Last edited 24 Jul 2018

International Building Code (IBC)

Building codes are regulations that set out the standards to which buildings and other structures must conform. The International Building Code (IBC) is one of the codes established in the US by the International Code Council (ICC) and is applied by most of the country’s jurisdictions as well as internationally, although it can be amended to reflect local conditions and legislation.

IBC can be applied to most types of new buildings and is intended to ensure efficient and flexible building designs that protect health and safety and encourage the use of technological advances.

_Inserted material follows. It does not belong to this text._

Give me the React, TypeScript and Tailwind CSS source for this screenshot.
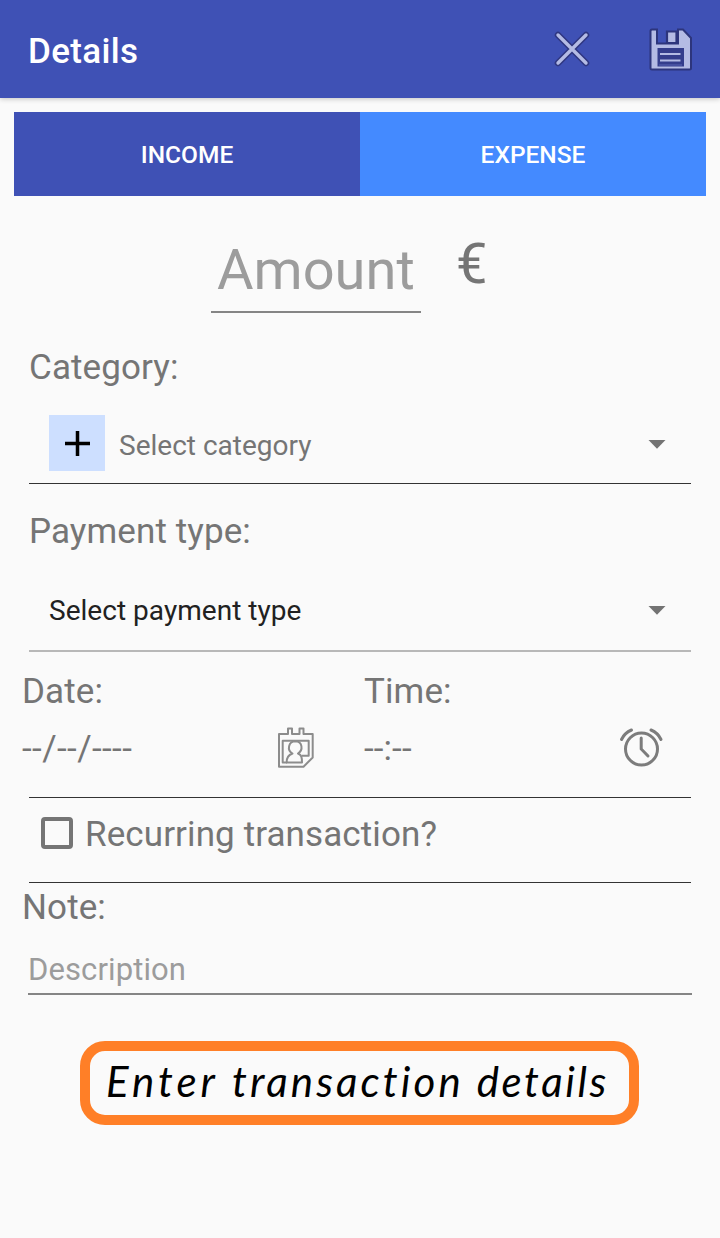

It requires that buildings and structures are classified under two categories:

Under use and occupancy there are several groups and subgroups that define a building’s specific use and are numbered based on the perceived risk the building poses to its occupants (the lower the number, the higher the risk). They are defined as follows:

OCCUPANCY GROUP SUBGROUPS USES
Assembly

A-1 (theatres, halls for performing arts)

A-2 (restaurants)

A-3 (worship and other recreation)

A-4 (indoor arena)

A-5 (stadiums)

Places used for people gathering.
Business B Places used for providing services (e.g. banks, government buildings, police stations, offices).
Educational E Schools and day care centres.
Factory F1 and F2 Places used for manufacturing, packaging, repairing, etc.
High Hazard H-1, H-2, H-3, H-4, and H-5 Places involving hazardous materials (production, storage, etc.).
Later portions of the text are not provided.